◆ **EXERCISE OBJECTIVE**: Return every line below in which "React" appears.

◆ **DATA EXTRACT**:
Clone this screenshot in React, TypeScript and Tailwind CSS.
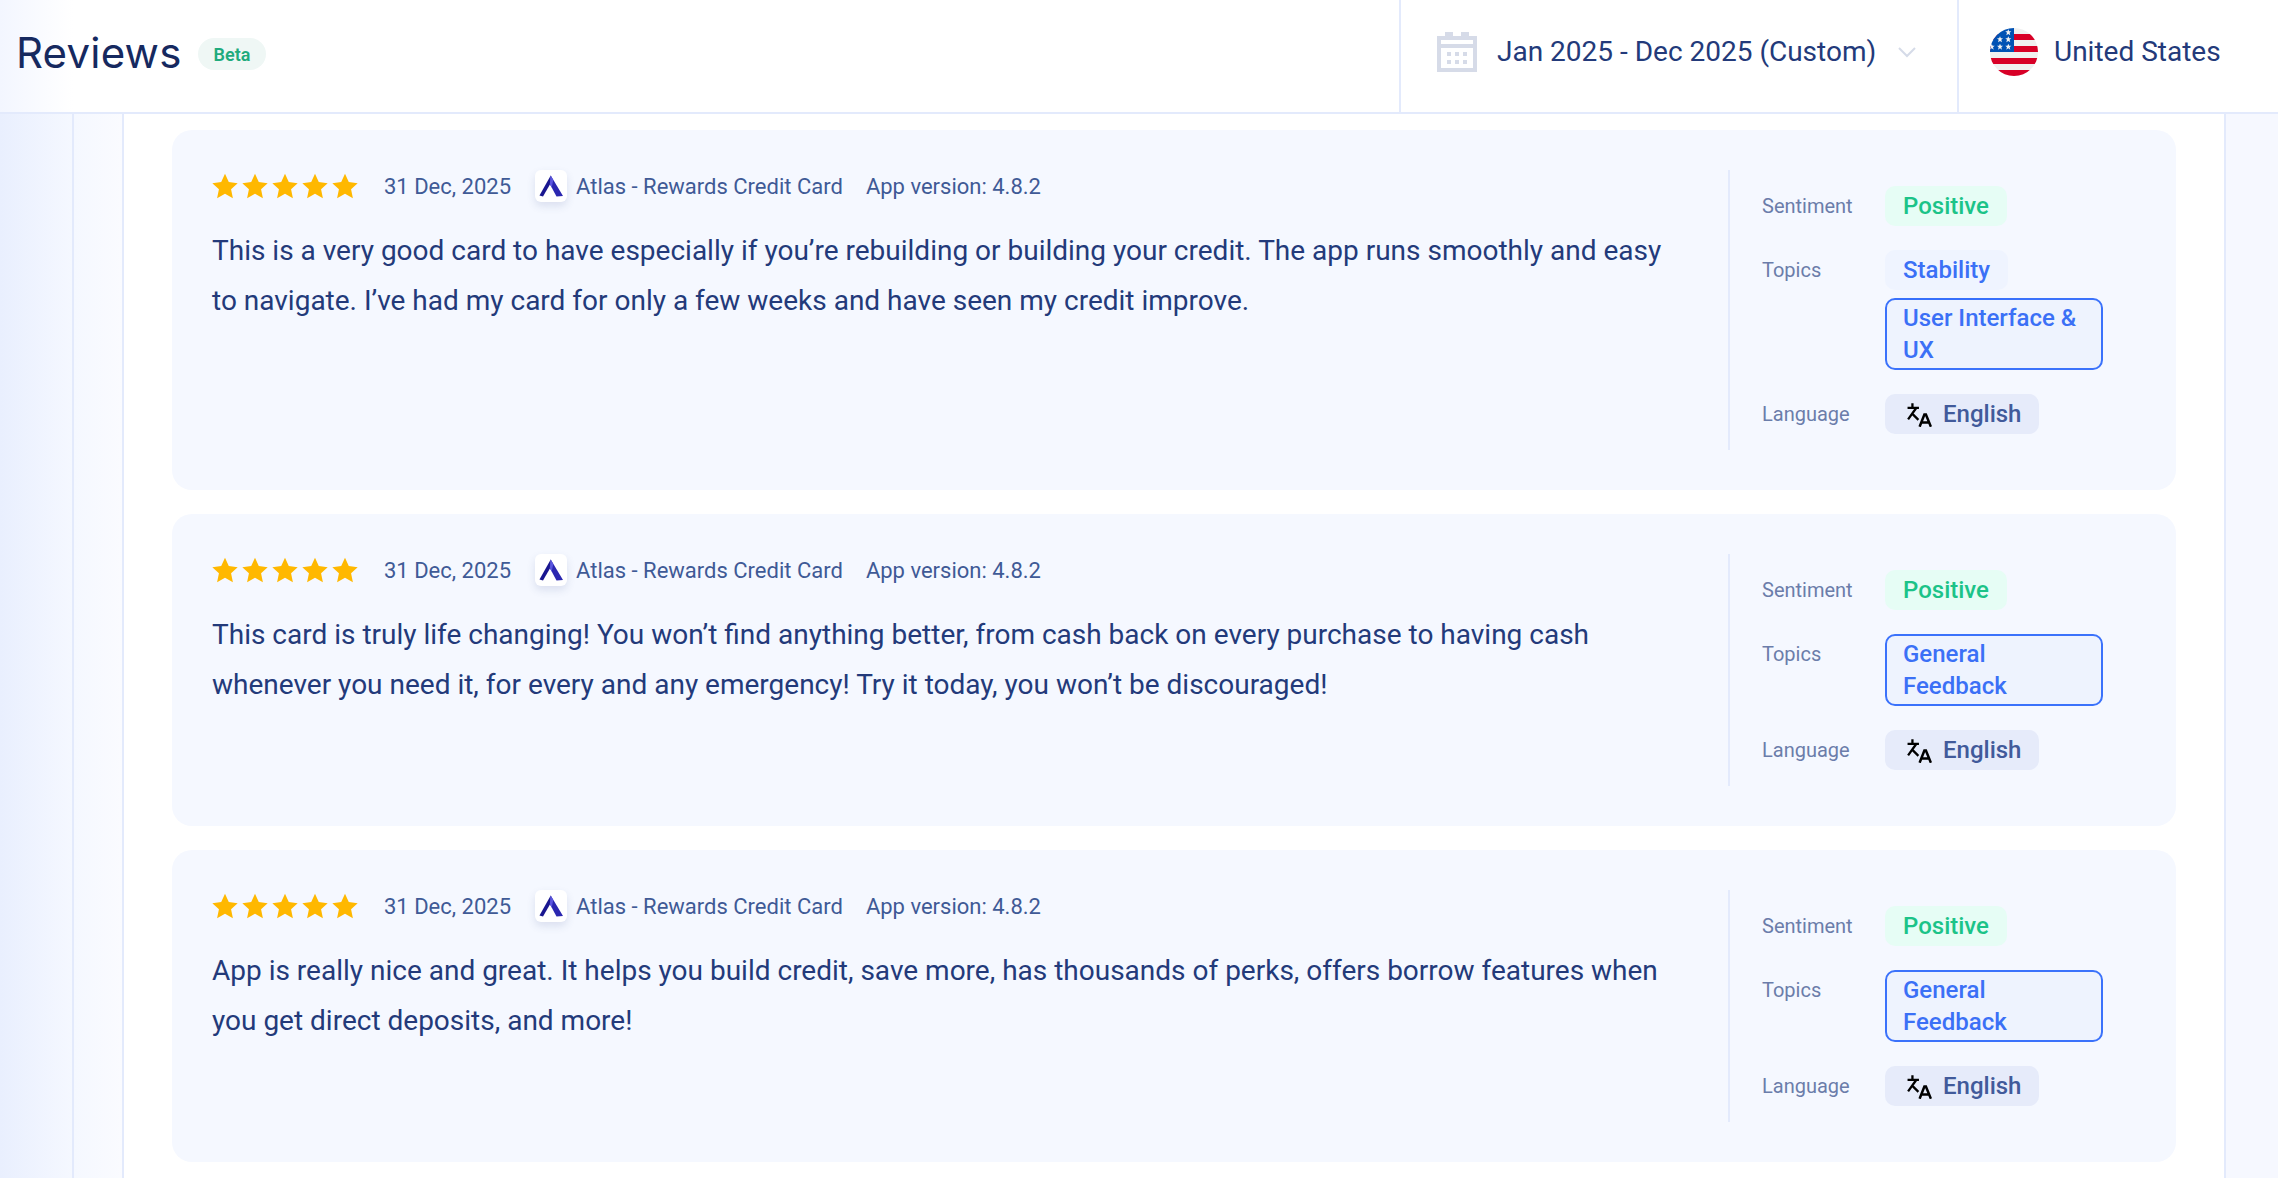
import React from "react";

function Star() {
  return (
    <svg viewBox="0 0 24 24" className="w-[26px] h-[26px]" fill="#ffb800">
      <path d="M12 .8l3.5 7.6 8.2 1-6.1 5.6 1.7 8.2L12 19.1l-7.3 4.1 1.7-8.2L.3 9.4l8.2-1z" />
    </svg>
  );
}

function Logo() {
  return (
    <div className="w-8 h-8 rounded-md bg-white shadow-[0_4px_8px_rgba(60,80,140,0.14)] flex items-center justify-center shrink-0">
      <svg viewBox="0 0 32 32" className="w-8 h-8">
        <path d="M15.7 5.5L28 26l-6.5.5L14.8 14z" fill="#2b27b0" />
        <path d="M15.7 5.5L4.5 25.5 8 26.5 15.2 14z" fill="#191690" />
        <path d="M15.7 5.5l2.6 4.4-1.6 7.6-1.9-3.5z" fill="#5a55e0" />
      </svg>
    </div>
  );
}

function TranslateIcon() {
  return (
    <svg viewBox="0 0 23 23" className="w-[25px] h-[25px] shrink-0 -ml-px -mr-px" fill="none" stroke="#000" strokeWidth="2.1">
      <path d="M5 1.2v3.6M.5 5.5H11M8.5 5.5L1 16M5.2 11.2l5.3 5.2" />
      <path d="M11.6 22.8L16 11.5h1.4L22 22.8M13.4 18.8h7" strokeWidth="2.3" />
    </svg>
  );
}

function CalendarIcon() {
  return (
    <svg viewBox="0 0 40 40" className="w-10 h-10" fill="#d6dbe8">
      <path
        fillRule="evenodd"
        d="M8 0h8v4h8V0h8v4h8v36H0V4h8zM4 8v4h32V8zM4 16v20h32V16z"
      />
      <rect x="10" y="20" width="4" height="4" />
      <rect x="18" y="20" width="4" height="4" />
      <rect x="26" y="20" width="4" height="4" />
      <rect x="10" y="28" width="4" height="4" />
      <rect x="18" y="28" width="4" height="4" />
      <rect x="26" y="28" width="4" height="4" />
    </svg>
  );
}

function Flag() {
  const stars: [number, number][] = [
    [18.3, 4.3], [10, 11.3], [18.3, 11.3], [1.7, 18.7], [10, 18.7], [18.3, 18.7],
  ];
  return (
    <svg viewBox="0 0 48 48" className="w-12 h-12 shrink-0">
      <defs>
        <clipPath id="flagClip">
          <circle cx="24" cy="24" r="24" />
        </clipPath>
      </defs>
      <g clipPath="url(#flagClip)">
        <rect width="48" height="48" fill="#f0f0f0" />
        <rect y="6" width="48" height="6" fill="#d80027" />
        <rect y="18" width="48" height="6" fill="#d80027" />
        <rect y="30" width="48" height="6" fill="#d80027" />
        <rect y="42" width="48" height="6" fill="#d80027" />
        <rect width="24" height="24" fill="#0052b4" />
        {stars.map(([x, y], i) => (
          <path
            key={i}
            transform={`translate(${x} ${y})`}
            d="M0-3l.9 2h2.1L1.3.5 2 3 0 1.6-2 3l.7-2.5L-3-1h2.100z"
            fill="#f0f0f0"
          />
        ))}
      </g>
    </svg>
  );
}

function Row({ label, children }: { label: string; children: React.ReactNode }) {
  return (
    <div className="flex items-start">
      <div className="w-[123px] h-10 flex items-center text-[20px] text-[#6b7daa] shrink-0">{label}</div>
      <div className="w-[218px] flex flex-col items-start gap-2">{children}</div>
    </div>
  );
}

function Topic({ text, active }: { text: string; active?: boolean }) {
  return active ? (
    <div className="w-[218px] border-2 border-[#3b72fb] rounded-[10px] bg-[#eef3fe] px-4 py-[2px] text-[24px] leading-8 font-medium text-[#3b70f6]">
      {text}
    </div>
  ) : (
    <div className="h-10 flex items-center rounded-[10px] bg-[#eff4ff] px-[18px] text-[24px] font-medium text-[#3b70f6]">
      {text}
    </div>
  );
}

function Card({ text, topics }: { text: string[]; topics: { text: string; active?: boolean }[] }) {
  return (
    <div className="rounded-[20px] bg-[#f5f8ff] p-10 flex">
      <div className="flex-1 min-w-0">
        <div className="flex items-center h-8 text-[#3f5a96] text-[22px]">
          <div className="flex gap-1 mr-[26px]">
            <Star /><Star /><Star /><Star /><Star />
          </div>
          <span>31 Dec, 2025</span>
          <div className="ml-6 mr-[9px]"><Logo /></div>
          <span>Atlas - Rewards Credit Card</span>
          <span className="ml-[23px]">App version: 4.8.2</span>
        </div>
        <div className="mt-6 text-[#233a7a] text-[28px] leading-[50px]">
          {text.map((t) => (
            <div key={t} className="whitespace-nowrap">{t}</div>
          ))}
        </div>
      </div>
      <div className="w-[408px] shrink-0 border-l-2 border-[#e3eafc] pl-8 py-4 flex flex-col gap-6">
        <Row label="Sentiment">
          <div className="h-10 flex items-center rounded-[10px] bg-[#e6fdf5] px-[18px] text-[24px] font-medium text-[#1cc388]">
            Positive
          </div>
        </Row>
        <Row label="Topics">
          {topics.map((t) => (
            <Topic key={t.text} {...t} />
          ))}
        </Row>
        <Row label="Language">
          <div className="h-10 w-[154px] flex items-center gap-3 rounded-[10px] bg-[#e6ebfa] pl-[23px] text-[24px] font-medium text-[#415a9a]">
            <TranslateIcon />
            English
          </div>
        </Row>
      </div>
    </div>
  );
}

export default function App() {
  return (
    <div className="w-[2278px] h-[1178px] overflow-hidden bg-white flex flex-col font-['Roboto',sans-serif]">
      <header className="h-[114px] shrink-0 border-b-2 border-[#e3eafc] flex bg-gradient-to-r from-[#f3f6ff] via-white via-[3.2%] to-white">
        <div className="flex-1 flex items-center pl-4 pb-2">
          <h1 className="font-['Inter',sans-serif] text-[42px] tracking-[0.2px] text-[#16295f] font-normal">Reviews</h1>
          <span className="ml-4 mt-[4px] h-8 px-4 rounded-full bg-[#eff7f5] text-[#1fab7d] text-[18px] font-semibold flex items-center">Beta</span>
        </div>
        <div className="w-[558px] shrink-0 border-l-2 border-[#e3eafc] flex items-center pl-9 pb-2">
          <CalendarIcon />
          <span className="ml-5 text-[28px] text-[#233a7a] whitespace-nowrap">Jan 2025 - Dec 2025 (Custom)</span>
          <svg viewBox="0 0 18 11" className="ml-[22px] w-[18px] h-[11px]" fill="none" stroke="#d5dbe8" strokeWidth="2">
            <path d="M1 1l8 8 8-8" />
          </svg>
        </div>
        <div className="w-[321px] shrink-0 border-l-2 border-[#e3eafc] flex items-center pl-[31px] pb-2">
          <Flag />
          <span className="ml-4 text-[28px] text-[#233a7a] whitespace-nowrap">United States</span>
        </div>
      </header>
      <div className="flex-1 min-h-0 flex">
        <div className="w-[74px] shrink-0 border-r-2 border-[#e3eafc] bg-gradient-to-r from-[#e9effe] to-[#f5f8ff]" />
        <div className="w-[50px] shrink-0 border-r-2 border-[#e3eafc] bg-gradient-to-r from-[#f5f8ff] to-[#fafbff]" />
        <main className="flex-1 min-w-0 flex flex-col gap-6 pt-4 pl-12 pr-[48px]">
          <Card
            text={[
              "This is a very good card to have especially if you’re rebuilding or building your credit. The app runs smoothly and easy",
              "to navigate. I’ve had my card for only a few weeks and have seen my credit improve.",
            ]}
            topics={[{ text: "Stability" }, { text: "User Interface & UX", active: true }]}
          />
          <Card
            text={[
              "This card is truly life changing! You won’t find anything better, from cash back on every purchase to having cash",
              "whenever you need it, for every and any emergency! Try it today, you won’t be discouraged!",
            ]}
            topics={[{ text: "General Feedback", active: true }]}
          />
          <Card
            text={[
              "App is really nice and great. It helps you build credit, save more, has thousands of perks, offers borrow features when",
              "you get direct deposits, and more!",
            ]}
            topics={[{ text: "General Feedback", active: true }]}
          />
        </main>
        <div className="w-[54px] shrink-0 border-l-2 border-[#e3eafc] bg-[#f6f8ff]" />
      </div>
    </div>
  );
}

◆ **PROBLEM SOLUTION**:
Clone this screenshot in React, TypeScript and Tailwind CSS.
import React from "react";
function Row({ label, children }: { label: string; children: React.ReactNode }) {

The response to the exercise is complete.